The iWeb event was the fourth significant data center power outage this year in which an automatic transfer switch (ATS) failure was cited. When operating correctly, an ATS switches a facility's electric power source from the utility grid to backup power, usually supplied by a diesel backup generator. Here's a recap of this year's incidents:
- On Jan. 28 a NaviSite data center in Santa Clara, Calif. lost power when a transfer switch failed during a utility outage due to a thunderstorm. The company tied the problems to a surge suppression system that failed to protect relay fuses within the ATS.
- On March 16 dedicated hosting provider Codero suffered a major power outage in its Phoenix data center. The backup generators started properly, but an automatic transfer switch (ATS) failed to switch the power to generator power.
- On May 12 some customers in an Amazon Web Services data center in Virginia lost service after a transfer switch failed to properly manage the shift from utility power to the facility’s generators. In that instance, the utility outage was triggered when a vehicle crashed into a utility pole near the data center.

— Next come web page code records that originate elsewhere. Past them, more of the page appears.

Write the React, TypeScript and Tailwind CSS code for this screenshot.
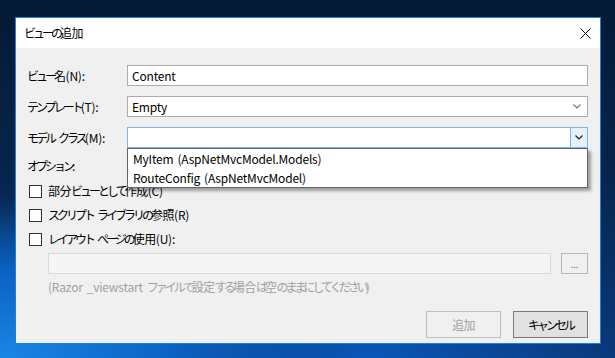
import React from "react";

const font = "font-['Noto_Sans_CJK_JP','Noto_Sans',sans-serif]";

// Yu Gothic UI has narrow kana; squeeze kana / kanji runs to get close to it
function T({ children }: { children: string }) {
  const parts = children.split(/([\u3040-\u30ff]+|[\u4e00-\u9fff]+| )/).filter(Boolean);
  return (
    <>
      {parts.map((p, i) =>
        /[\u3040-\u30ff]/.test(p) ? (
          <span key={i} className="tracking-[-3px]">{p}</span>
        ) : /[\u4e00-\u9fff]/.test(p) ? (
          <span key={i} className="tracking-[-0.5px]">{p}</span>
        ) : p === " " ? (
          <span key={i} className="inline-block w-[4px]" />
        ) : (
          <span key={i} className="tracking-[-0.2px]">{p}</span>
        )
      )}
    </>
  );
}

function Chevron({ className = "" }: { className?: string }) {
  return (
    <svg width="8" height="5" viewBox="0 0 8 5" className={className}>
      <path d="M0.5 0.5 L4 4 L7.5 0.5" fill="none" stroke="currentColor" strokeWidth="1.2" />
    </svg>
  );
}

function Checkbox({ label }: { label: string }) {
  return (
    <div className="h-[24px] flex items-center pl-[2px]">
      <div className="w-[13px] h-[13px] border border-[#333333] bg-white" />
      <span className="ml-[6px] text-[12px] leading-[16px] text-black"><T>{label}</T></span>
    </div>
  );
}

export default function App() {
  return (
    <div
      className={`${font} w-[615px] h-[358px] overflow-hidden pl-[15px] pt-[17px] bg-[radial-gradient(ellipse_70%_60%_at_0%_100%,#1a86e6_0%,#0b62c4_40%,transparent_75%),radial-gradient(ellipse_50%_40%_at_60%_100%,#0a56b8_0%,transparent_80%),linear-gradient(180deg,#041a35_0%,#06244a_45%,#0a3a7c_100%)]`}
    >
      <div className="w-[586px] h-[327px] border border-[#1883d7] bg-[#f0f0f0] flex flex-col">
        {/* title bar */}
        <div className="h-[30px] bg-white flex items-center justify-between pl-[8px] pr-[9px]">
          <span className="text-[12px] leading-[16px] text-black"><T>ビューの追加</T></span>
          <svg width="11" height="11" viewBox="0 0 11 11">
            <path d="M0.5 0.5 L10.5 10.5 M10.5 0.5 L0.5 10.5" stroke="#000" strokeWidth="1" />
          </svg>
        </div>

        {/* body */}
        <div className="relative flex-1 flex flex-col pl-[11px] pr-[12px] pt-[17px]">
          <div className="flex flex-col gap-[10px]">
            <div className="flex items-center">
              <span className="w-[100px] text-[12px] leading-[16px] text-black"><T>ビュー名(N):</T></span>
              <div className="flex-1 h-[21px] border border-[#acacac] bg-white flex items-center pl-[4px] text-[12px] text-black">
                <T>Content</T>
              </div>
            </div>
            <div className="flex items-center">
              <span className="w-[100px] text-[12px] leading-[16px] text-black"><T>テンプレート(T):</T></span>
              <div className="flex-1 h-[21px] border border-[#acacac] bg-white flex items-center justify-between pl-[4px] pr-[6px] text-[12px] text-black">
                <span><T>Empty</T></span>
                <Chevron className="text-[#7a7a7a]" />
              </div>
            </div>
            <div className="flex items-center">
              <span className="w-[100px] text-[12px] leading-[16px] text-black"><T>モデル クラス(M):</T></span>
              <div className="flex-1 h-[21px] border border-[#7eb4ea] bg-white flex justify-end">
                <div className="w-[17px] h-full border-l border-[#7eb4ea] bg-[#e5f1fb] flex items-center justify-center">
                  <Chevron className="text-[#222222]" />
                </div>
              </div>
            </div>
          </div>

          <span className="mt-[10px] text-[12px] leading-[16px] text-black"><T>オプション:</T></span>

          <div className="mt-[5px] flex flex-col">
            <Checkbox label="部分ビューとして作成(C)" />
            <Checkbox label="スクリプト ライブラリの参照(R)" />
            <Checkbox label="レイアウト ページの使用(U):" />
          </div>

          <div className="mt-[2px] pl-[21px] flex items-center gap-[10px]">
            <div className="flex-1 h-[21px] border border-[#d9d9d9] bg-[#f5f5f5]" />
            <div className="w-[27px] h-[21px] border border-[#b5b5b5] bg-[#f0f0f0] flex items-end justify-center pb-[4px]">
              <span className="text-[9px] leading-[9px] text-[#6d6d6d]">...</span>
            </div>
          </div>

          <span className="mt-[5px] pl-[21px] text-[12px] leading-[16px] text-[#a0a0a0]">
            <T>(Razor _viewstart ファイルで設定する場合は空のままにしてください)</T>
          </span>

          <div className="mt-[16px] flex justify-end gap-[12px]">
            <div className="w-[75px] h-[27px] border border-[#bfbfbf] bg-[#f0f0f0] flex items-center justify-center text-[12px] text-[#a0a0a0]">
              <T>追加</T>
            </div>
            <div className="w-[75px] h-[27px] border border-[#7a7a7a] bg-[#e1e1e1] flex items-center justify-center text-[12px] text-black">
              <T>キャンセル</T>
            </div>
          </div>

          {/* open dropdown list */}
          <div className="absolute left-[111px] top-[100px] w-[461px] border border-[#646464] bg-white shadow-[3px_3px_3px_rgba(0,0,0,0.35)]">
            <div className="h-[19px] flex items-center pl-[5px] text-[12px] text-black">
              <T>MyItem (AspNetMvcModel.Models)</T>
            </div>
            <div className="h-[19px] flex items-center pl-[5px] text-[12px] text-black">
              <T>RouteConfig (AspNetMvcModel)</T>
            </div>
          </div>
        </div>
      </div>
    </div>
  );
}
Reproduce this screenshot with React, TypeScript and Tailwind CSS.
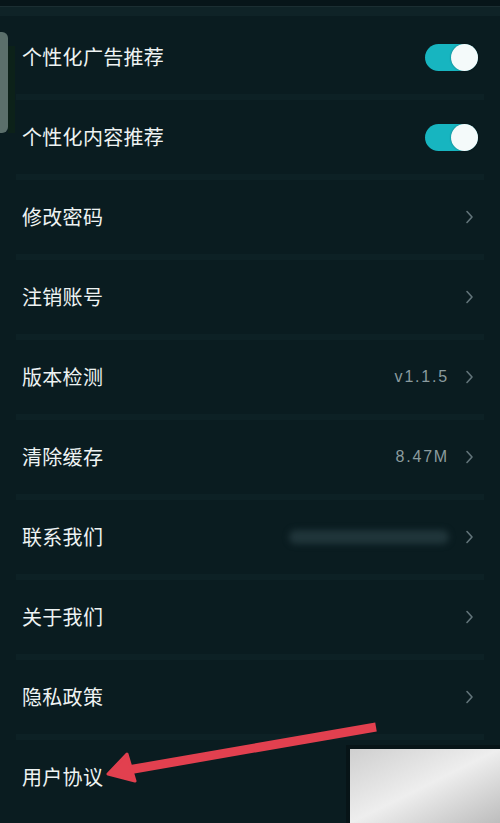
import React from "react";

type Row = {
  label: string;
  kind: "toggle" | "link";
  value?: string;
  blurred?: boolean;
};

const rows: Row[] = [
  { label: "个性化广告推荐", kind: "toggle" },
  { label: "个性化内容推荐", kind: "toggle" },
  { label: "修改密码", kind: "link" },
  { label: "注销账号", kind: "link" },
  { label: "版本检测", kind: "link", value: "v1.1.5" },
  { label: "清除缓存", kind: "link", value: "8.47M" },
  { label: "联系我们", kind: "link", blurred: true },
  { label: "关于我们", kind: "link" },
  { label: "隐私政策", kind: "link" },
  { label: "用户协议", kind: "link" },
];

function Toggle() {
  return (
    <div className="-mr-[4px] flex h-[27px] w-[53px] items-center justify-end rounded-full bg-[#17b5c0]">
      <div className="h-[27px] w-[27px] rounded-full bg-[#f4fafa] shadow-[0_0_2px_rgba(0,0,0,0.4)]" />
    </div>
  );
}

function Chevron() {
  return (
    <svg width="9" height="14" viewBox="0 0 9 14" className="text-[#62747a]">
      <polyline
        points="2,1.5 7,7 2,12.5"
        fill="none"
        stroke="currentColor"
        strokeWidth="1.6"
        strokeLinecap="round"
        strokeLinejoin="round"
      />
    </svg>
  );
}

export default function App() {
  return (
    <div
      className="relative h-[823px] w-[500px] overflow-hidden bg-[#0a1c20] text-[#eef3f3]"
      style={{ fontFamily: '"Noto Sans CJK SC", "Noto Sans", sans-serif' }}
    >
      {/* top edge of the screen */}
      <div className="h-[6px] bg-[#071519]" />
      <div className="h-px bg-[#1b2e32]" />
      <div className="h-[9px] bg-[#0f2327]" />
      <div className="h-[4px]" />

      {rows.map((row, i) => (
        <div key={row.label}>
          <div className="flex h-[74px] items-center justify-between pl-[22px] pr-[26px]">
            <span className="text-[20px] leading-none tracking-[0.3px]">{row.label}</span>
            {row.kind === "toggle" ? (
              <Toggle />
            ) : (
              <div className="flex items-center gap-[16px]">
                {row.value && (
                  <span
                    className="text-[16px] tracking-[1.8px] text-[#8a9b9e]"
                    style={{ fontFamily: '"Liberation Sans", sans-serif' }}
                  >
                    {row.value}
                  </span>
                )}
                {row.blurred && (
                  <span className="h-[14px] w-[160px] rounded-full bg-[#20353a] blur-[3px]" />
                )}
                <Chevron />
              </div>
            )}
          </div>
          {i < rows.length - 1 && <div className="mx-[16px] h-[6px] bg-[#0d2125]" />}
        </div>
      ))}

      {/* scroll handle on the left */}
      <div className="absolute left-0 top-[32px] h-[101px] w-[8px] rounded-r-[6px] bg-[#5b6f6b]" />
      <div className="absolute left-[8px] top-[46px] h-[87px] w-[7px] bg-[#0c2119]" />

      {/* watermark box */}
      <div className="absolute left-[346px] top-[745px] h-[78px] w-[154px] bg-[#071417] pl-[4px] pt-[4px]">
        <div className="h-full w-full bg-gradient-to-br from-[#cfcfcf] via-[#eeeeee] to-[#bdbdbd]" />
      </div>

      {/* red annotation arrow */}
      <svg className="absolute left-0 top-0" width="500" height="823" viewBox="0 0 500 823">
        <line x1="376" y1="727" x2="128" y2="770" stroke="#e2404f" strokeWidth="9" />
        <polygon points="108,774 127,754 135,781" fill="#e2404f" stroke="#e2404f" strokeWidth="3" strokeLinejoin="round" />
      </svg>
    </div>
  );
}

"We suspect the transfer switch control logic has been disrupted by the kind of power outage (the fact that it was related to a fire nearby)," iWeb said on its blog, adding that it was still investigating. "Generator tests were completed successfully yesterday (Tuesday 2/11/2010) without load and successfully with full load last week (26/10/2010) with no indications of any potential problem. We run generator tests each week in order to prevent unplanned issues."